Date: 2020-05-07 01:07 am (UTC)
elusiveat: (Default)
From: [personal profile] elusiveat
Makes sense. This does seem to be a big sticking point for lots of people...

Date: 2020-05-19 02:05 am (UTC)
amaebi: black fox (Default)
From: [personal profile] amaebi
Man, that's hard.

Date: 2020-05-06 12:37 pm (UTC)
redbird: closeup of me drinking tea, in a friend's kitchen (Default)
From: [personal profile] redbird
This doesn't address the general case, but one option around here (which I haven't used yet) would be to get help either from a high school student -- Belmont HS has arranged this, and Arlington likely has too. There's also a "Belmont helps" group where people are offering to grocery-shop for people who can't or shouldn't do their own shopping.

Also, right now while you're still recuperating is exactly when you should be asking for, and accepting, help.

Neither genuine volunteers nor Instacart solves the problem of people, who might include your mother, who want to do their own grocery shopping because it gets them out of the house and so many other places they might go are closed now. (One helpful stranger told me that doing our grocery shopping was the first time she'd been out in a week and a half, and she was glad of the opportunity.)

Date: 2020-05-06 08:04 pm (UTC)
pameladean: (Default)
From: [personal profile] pameladean
I do use Instacart and, as described above, tip outrageously. Also, while it is possible that they are lying in their teeth, Instacart sent out an email a week or two ago proudly, if tardily, proclaiming that they were providing (Free of charge!) "shopping kits" to their shoppers, with gloves, masks, and hand sanitizer. So it was very late, but if this is true they are now providing a modicum of protection.

P.

Date: 2020-05-07 01:41 am (UTC)
firecat: damiel from wings of desire tasting blood on his fingers. text "i has a flavor!" (Default)
From: [personal profile] firecat
I gather Instacart started providing free PPE after a one-day strike by their workers.

Date: 2020-05-07 09:01 pm (UTC)
pameladean: (Default)
From: [personal profile] pameladean
I would certainly expect them to do that as well.

I did a very quick search and sadly, it looks as if Instacart keeps saying it will provide these things and in some cases (maybe some locations? it's unclear) actually did so until they ran out of some or all items; but they seemed incapable of starting up again, at least in the short run.

It's a pretty poor showing.

P.

Date: 2020-05-07 01:44 am (UTC)
firecat: damiel from wings of desire tasting blood on his fingers. text "i has a flavor!" (Default)
From: [personal profile] firecat
It gets harder to ask when I don't exactly need help, when I can manage on my own but maybe not manage all that well. So true.

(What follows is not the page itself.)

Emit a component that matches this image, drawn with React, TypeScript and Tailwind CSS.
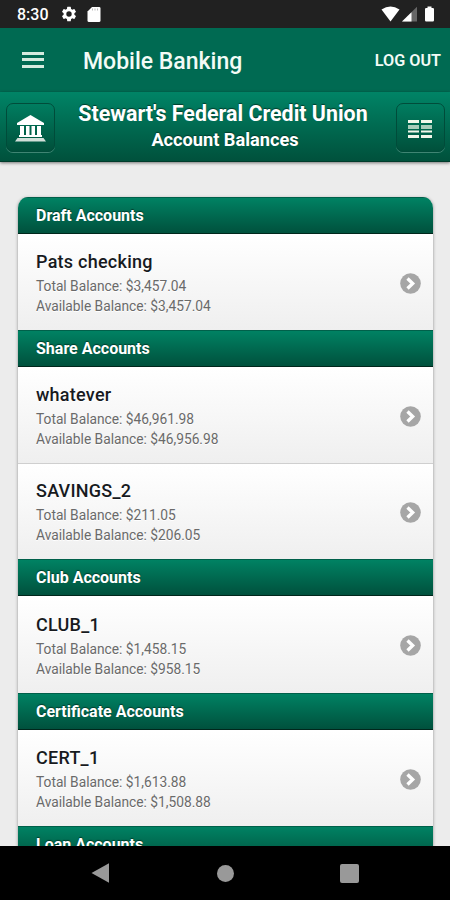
import React from "react";

type Account = { name: string; total: string; available: string; tall?: boolean };
type Group = { title: string; accounts: Account[] };

const groups: Group[] = [
  { title: "Draft Accounts", accounts: [{ name: "Pats checking", total: "$3,457.04", available: "$3,457.04" }] },
  {
    title: "Share Accounts",
    accounts: [
      { name: "whatever", total: "$46,961.98", available: "$46,956.98" },
      { name: "SAVINGS_2", total: "$211.05", available: "$206.05" },
    ],
  },
  { title: "Club Accounts", accounts: [{ name: "CLUB_1", total: "$1,458.15", available: "$958.15", tall: true }] },
  { title: "Certificate Accounts", accounts: [{ name: "CERT_1", total: "$1,613.88", available: "$1,508.88" }] },
  { title: "Loan Accounts", accounts: [] },
];

function StatusBar() {
  return (
    <div className="flex h-7 shrink-0 items-center bg-[#212121] pl-[17px] pr-[15px] text-white">
      <span className="w-[33px] whitespace-nowrap pt-[2px] text-[16px] font-medium leading-7">8:30</span>
      <svg className="ml-[10px] h-[18px] w-[18px]" viewBox="0 0 24 24" fill="currentColor">
        <path d="M19.14 12.94c.04-.3.06-.61.06-.94 0-.32-.02-.64-.07-.94l2.03-1.58a.49.49 0 0 0 .12-.61l-1.92-3.32a.49.49 0 0 0-.59-.22l-2.39.96c-.5-.38-1.03-.7-1.62-.94l-.36-2.54a.48.48 0 0 0-.48-.41h-3.84a.48.48 0 0 0-.47.41l-.36 2.54c-.59.24-1.13.57-1.62.94l-2.39-.96a.48.48 0 0 0-.59.22L2.74 8.87a.48.48 0 0 0 .12.61l2.03 1.58c-.05.3-.09.63-.09.94s.02.64.07.94l-2.03 1.58a.49.49 0 0 0-.12.61l1.92 3.32c.12.22.37.29.59.22l2.39-.96c.5.38 1.03.7 1.62.94l.36 2.54c.05.24.24.41.48.41h3.84c.24 0 .44-.17.47-.41l.36-2.54c.59-.24 1.13-.56 1.62-.94l2.39.96c.22.08.47 0 .59-.22l1.92-3.32a.48.48 0 0 0-.12-.61zM12 15.6A3.6 3.6 0 1 1 12 8.4a3.6 3.6 0 0 1 0 7.2z" />
      </svg>
      <svg className="ml-[9px] h-[15px] w-[14px]" viewBox="0 0 14 15" fill="currentColor">
        <path d="M5 0h7.2Q13.5 0 13.5 1.4v12Q13.5 15 12 15H2Q.5 15 .5 13.500V4.500z" />
        <path d="M5.500 1.500v2M8 1.500v2M10.500 1.500v2" stroke="#aaa" strokeWidth=".8" />
      </svg>
      <div className="grow" />
      <svg className="h-4 w-[54px]" viewBox="0 0 54 16" fill="currentColor">
        <path d="M.5 3.6Q9.500-2.800 18.500 3.600L9.500 15.500Z" />
        <path d="M21 15.500 36 .8V15.500Z" fill="#666" />
        <path d="M21 15.500 30.500 6.200V15.500Z" />
        <path d="M46.500.5h4v1.600h1.400q1.100 0 1.100 1.200v11q0 1.200-1.200 1.200h-6.600q-1.200 0-1.200-1.200v-11q0-1.200 1.100-1.200h1.400z" />
      </svg>
    </div>
  );
}

function AppBar() {
  return (
    <div className="flex h-16 shrink-0 items-center bg-[#006a52] pl-[22px] pr-[9px] text-[#f3fbf6]">
      <div className="flex w-[22px] flex-col gap-[3.500px] pb-[1px]">
        <div className="h-[3px] bg-[#d5ebdf]" />
        <div className="h-[3px] bg-[#d5ebdf]" />
        <div className="h-[3px] bg-[#d5ebdf]" />
      </div>
      <h1 className="ml-[39px] whitespace-nowrap pt-[3px] text-[23px] font-medium leading-7">Mobile Banking</h1>
      <div className="grow" />
      <span className="whitespace-nowrap pt-[2px] text-[16.200px] font-semibold leading-6">LOG OUT</span>
    </div>
  );
}

const squareButton =
  "mt-[11px] flex h-[49px] w-[49px] shrink-0 items-center justify-center rounded-[7px] border border-[#004c3a] bg-linear-to-b from-[#007d60] to-[#00503b] shadow-[0_1px_0_#3f8573]";

function TitleBar() {
  return (
    <header className="relative flex h-[70px] shrink-0 items-start justify-between border-b border-[#003c2c] bg-linear-to-b from-[#008466] to-[#00513c] pl-[6px] pr-[5px] shadow-[0_1px_3px_#00000080]">
      <button className={squareButton}>
        <svg className="mt-[2px] h-[27px] w-[31px]" viewBox="0 0 31 27" fill="white">
          <path d="M15.500 0 29 8v2H2V8z" />
          <path d="M5 11h4v10H5zM11 11h3.500v10H11zM16.500 11H20v10h-3.500zM22 11h4v10h-4z" />
          <path d="M4 20h23v2H4z" />
          <path d="M2.500 23h26l2.500 3.500H0z" fill="#d2dfd9" />
        </svg>
      </button>
      <div className="flex flex-col items-center whitespace-nowrap pr-[5px] pt-[8px] font-bold text-white [text-shadow:0_-1px_1px_#003c2c]">
        <span className="text-[21.400px] leading-[27px]">Stewart's Federal Credit Union</span>
        <span className="pl-1 text-[18.200px] leading-[26px]">Account Balances</span>
      </div>
      <button className={squareButton}>
        <svg className="mt-[3px] h-[18px] w-6" viewBox="0 0 24 18" fill="#f2f7ea">
          <path d="M0 0h11v3H0zM13 0h11v3H13zM0 15h11v3H0zM13 15h11v3H13zM0 10.500h11v2H0zM13 10.500h11v2H13z" />
          <path d="M0 5h11v4H0zM13 5h11v4H13z" fill="#a9ccba" />
        </svg>
      </button>
    </header>
  );
}

function AccountRow({ account }: { account: Account }) {
  return (
    <li className={(account.tall ? "h-[97px]" : "h-24") + " flex items-center justify-between border-t border-[#cfcfcf] bg-linear-to-b from-white to-[#efefef] pl-[18px] pr-3 first:border-white"}>
      <div className="whitespace-nowrap pb-px text-[13.750px] leading-5 text-[#6a6a6a] [text-shadow:0_1px_0_white]">
        <h2 className="text-[18px] font-medium leading-7 tracking-[0.25px] text-[#171a1e]">{account.name}</h2>
        <p>Total Balance: {account.total}</p>
        <p>Available Balance: {account.available}</p>
      </div>
      <svg className="mt-px h-[21px] w-[21px]" viewBox="0 0 21 21">
        <circle cx="10.500" cy="10.500" r="10.300" fill="#a6a6a6" />
        <path d="m7.500 5.500 5.200 5-5.200 5" fill="none" stroke="white" strokeWidth="3.300" />
      </svg>
    </li>
  );
}

export default function App() {
  return (
    <div className="flex h-[900px] w-[450px] flex-col overflow-hidden bg-[#ececec] font-['Roboto',sans-serif]">
      <StatusBar />
      <AppBar />
      <TitleBar />
      <main className="min-h-0 grow overflow-hidden pl-[17px] pr-4 pt-[35px]">
        <div className="overflow-hidden rounded-t-[11px] border-x border-[#c8c8c8] shadow-[0_0_3px_#00000030]">
          {groups.map((group) => (
            <section key={group.title}>
              <h3 className="h-[37px] whitespace-nowrap border-y border-t-[#00604a] border-b-[#00271c] bg-linear-to-b from-[#008263] to-[#00513d] pl-[18px] text-[16px] font-bold leading-[35px] text-white [text-shadow:0_-1px_1px_#003c2c]">
                {group.title}
              </h3>
              <ul>
                {group.accounts.map((account) => (
                  <AccountRow key={account.name} account={account} />
                ))}
              </ul>
            </section>
          ))}
        </div>
      </main>
      <nav className="flex h-[54px] shrink-0 items-center justify-between bg-black px-[91px]">
        <svg className="h-5 w-[18px]" viewBox="0 0 18 20" fill="#999">
          <path d="M.5 10 18 .3v19.400z" />
        </svg>
        <div className="ml-[1px] h-[17px] w-[17px] rounded-full bg-[#999]" />
        <div className="h-[19px] w-[19px] rounded-[2px] bg-[#999]" />
      </nav>
    </div>
  );
}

Date: 2020-05-07 04:49 pm (UTC)
silveradept: A kodama with a trombone. The trombone is playing music, even though it is held in a rest position (Default)
From: [personal profile] silveradept
I suspect the actual answer to these questions are things like "these services can only exist because they exploit their workers in ways that would be criminal in any society that cared about anything but capital," and so fixing the problem of exploiting drivers would be the kind of thing that would crush Uber and Doordash along with Instacart.

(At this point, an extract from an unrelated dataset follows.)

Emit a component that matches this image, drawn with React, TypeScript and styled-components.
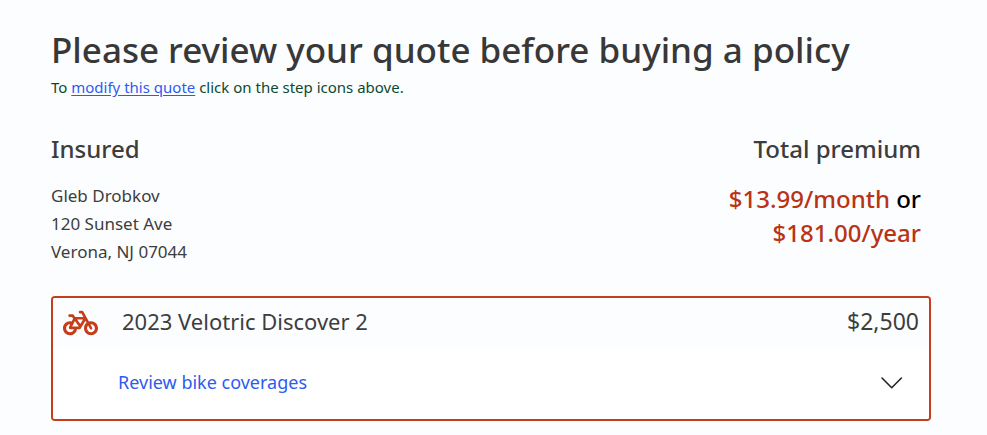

I have no practical immediate solutions, and can only hope that whatever option works, it's the least exploitative of the lot.

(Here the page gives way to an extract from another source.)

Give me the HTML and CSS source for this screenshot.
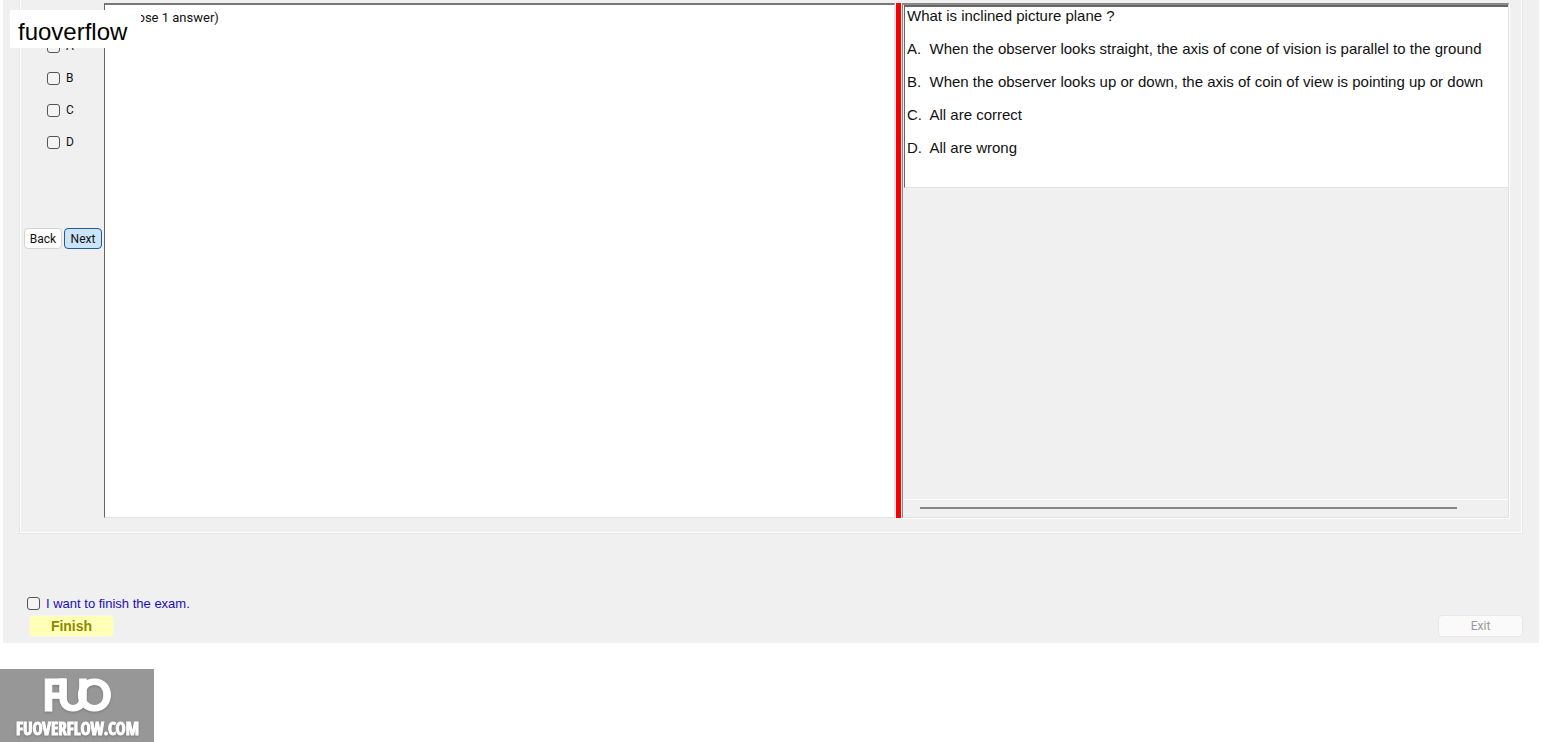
FILE: index.html
```
<!DOCTYPE html>
<html lang="en">
<head>
  <meta charset="UTF-8">
  <meta name="viewport" content="width=device-width, initial-scale=1.0">
  <title>Exam</title>
  <link rel="stylesheet" href="styles.css">
</head>
<body>
  <div class="watermark">fuoverflow</div>

  <main class="exam">
    <section class="group">
      <div class="answers">
        <div class="choices">
          <label><input type="checkbox" name="answer" value="A">A</label>
          <label><input type="checkbox" name="answer" value="B">B</label>
          <label><input type="checkbox" name="answer" value="C">C</label>
          <label><input type="checkbox" name="answer" value="D">D</label>
        </div>
        <div class="nav">
          <button type="button">Back</button>
          <button type="button" class="next">Next</button>
        </div>
      </div>

      <div class="pane hint">(Choose 1 answer)</div>
      <div class="splitter"></div>

      <div class="viewer">
        <div class="question">
          <p>What is inclined picture plane ?</p>
          <p>A.&nbsp; When the observer looks straight, the axis of cone of vision is parallel to the ground</p>
          <p>B.&nbsp; When the observer looks up or down, the axis of coin of view is pointing up or down</p>
          <p>C.&nbsp; All are correct</p>
          <p>D.&nbsp; All are wrong</p>
        </div>
        <div class="scrollbar"><div class="thumb"></div></div>
      </div>
    </section>

    <footer class="bottom">
      <label class="confirm"><input type="checkbox" name="finish">I want to finish the exam.</label>
      <div class="actions">
        <button type="button" class="finish">Finish</button>
        <button type="button" class="exit" disabled>Exit</button>
      </div>
    </footer>
  </main>

  <div class="brand">
    <svg class="logo" width="154" height="73" viewBox="0 0 154 73">
      <text class="mark" x="42 57 77" y="42">FUO</text>
      <text class="site" x="16" y="66">FUOVERFLOW.COM</text>
    </svg>
  </div>
</body>
</html>
```

FILE: styles.css
```
* {
  box-sizing: border-box;
}
body {
  margin: 0;
  background-color: #fff;
  font-family: "Liberation Sans", Arial, sans-serif;
  font-size: 13px;
  color: #111;
}
.watermark {
  position: absolute;
  top: 10px;
  left: 10px;
  z-index: 2;
  width: 131px;
  padding: 8px 8px 2px;
  background-color: #fff;
  font-size: 24px;
  line-height: 28px;
  color: #000;
}
.exam {
  margin: 0 3px;
  padding: 0 16px 6px;
  background-color: #f0f0f0;
}
.group {
  display: grid;
  grid-template-columns: 81px minmax(0, 791fr) 7px minmax(0, 607fr);
  min-height: 534px;
  padding: 3px 13px 15px 3px;
  border: 1px solid #e6e6e6;
  border-top: none;
  box-shadow: inset 1px -1px #fff, inset -1px 0 #fff;
}
.answers {
  font-family: Roboto, sans-serif;
  font-size: 12px;
}
.choices {
  display: flex;
  flex-direction: column;
  gap: 16px;
  padding: 35px 0 0 24px;
}
.choices label {
  display: flex;
  align-items: center;
  gap: 6px;
  height: 16px;
}
input[type="checkbox"] {
  appearance: none;
  width: 13px;
  height: 13px;
  margin: 0;
  border: 1px solid #555;
  border-radius: 3px;
  background-color: #f4f4f4;
}
.nav {
  display: flex;
  gap: 2px;
  margin-top: 78px;
  padding-left: 1px;
}
button {
  height: 21px;
  padding: 0;
  border: 1px solid #d4d4d4;
  border-radius: 4px;
  background-color: #fdfdfd;
  font-family: Roboto, sans-serif;
  font-size: 12px;
  color: #111;
}
.nav button {
  width: 38px;
}
.nav .next {
  border-color: #1f5c93;
  background-color: #cce4f7;
}
.pane {
  border: 1px solid #e2e2e2;
  border-top: 2px solid #777;
  border-left: 1px solid #666;
  background-color: #fff;
}
.hint {
  padding: 5px;
  font-family: Roboto, sans-serif;
  line-height: 16px;
}
.splitter {
  margin: 0 1px;
  background-color: #f80000;
}
.viewer {
  display: flex;
  flex-direction: column;
  border: 1px solid #e2e2e2;
  border-top: 2px solid #888;
  border-left: 1px solid #888;
  box-shadow: 1px 1px #fff;
}
.question {
  min-height: 183px;
  margin-left: 1px;
  padding: 0 2px;
  border-top: 2px solid #666;
  border-left: 1px solid #666;
  border-bottom: 1px solid #e2e2e2;
  background-color: #fff;
  font-size: 15px;
}
.question p {
  margin: 0 0 16px;
  line-height: 17px;
}
.scrollbar {
  margin-top: auto;
  padding: 7px 51px 8px 17px;
  border-top: 1px solid #fff;
}
.thumb {
  height: 2px;
  background-color: #858585;
}
.bottom {
  padding: 60px 0 0 8px;
}
.confirm {
  display: inline-flex;
  align-items: center;
  gap: 6px;
  height: 18px;
  color: #1a0dbb;
}
.actions {
  display: flex;
  justify-content: space-between;
  padding: 2px 0 0 2px;
}
.actions button {
  width: 85px;
  height: 22px;
}
.actions .finish {
  border: 1px solid #f6f6e8;
  background-color: #ffffb8;
  font-family: "Liberation Sans", Arial, sans-serif;
  font-size: 14px;
  font-weight: bold;
  color: #8b8b00;
}
.actions .exit {
  border-color: #e8e8e8;
  background-color: #fafafa;
  color: #999;
}
.brand {
  display: inline-block;
  margin-top: 26px;
  background-color: #979797;
}
.logo {
  display: block;
  fill: #fff;
  filter: drop-shadow(0 1px 1px #777);
}
.mark {
  font-family: Lato, sans-serif;
  font-size: 43px;
  font-weight: 900;
  stroke: #fff;
  stroke-width: 1px;
}
.site {
  font-family: "Liberation Sans Narrow", "Open Sans Condensed", "Liberation Sans", sans-serif;
  font-size: 17px;
  font-weight: bold;
  stroke: #fff;
  stroke-width: 1px;
}
```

Date: 2020-05-11 10:53 pm (UTC)
landofnowhere: (Default)
From: [personal profile] landofnowhere
I'd heard of Umbrella through my mother, but had no idea that was their business model. :O

(Assuming this is stil a problem you are trying to solve: does she have a Kroger in her area that offers curbside pickup? I understand they're currently waiving the fee.)

Date: 2020-05-14 09:05 pm (UTC)
landofnowhere: (Default)
From: [personal profile] landofnowhere
I'm sorry :-(

Date: 2020-05-19 02:15 am (UTC)
amaebi: black fox (Default)
From: [personal profile] amaebi
The good solutions to the problem of worker exploitation are of course structural.

I not only like to choose my own produce, but don't want to use any of those delivery services, because they exploit their workers. But I am of course not helping out workers wen I don't use the service, because I am thus neither tipping them nor adding to demand for their services.

My dilemma is vastly preferable to yours, of course.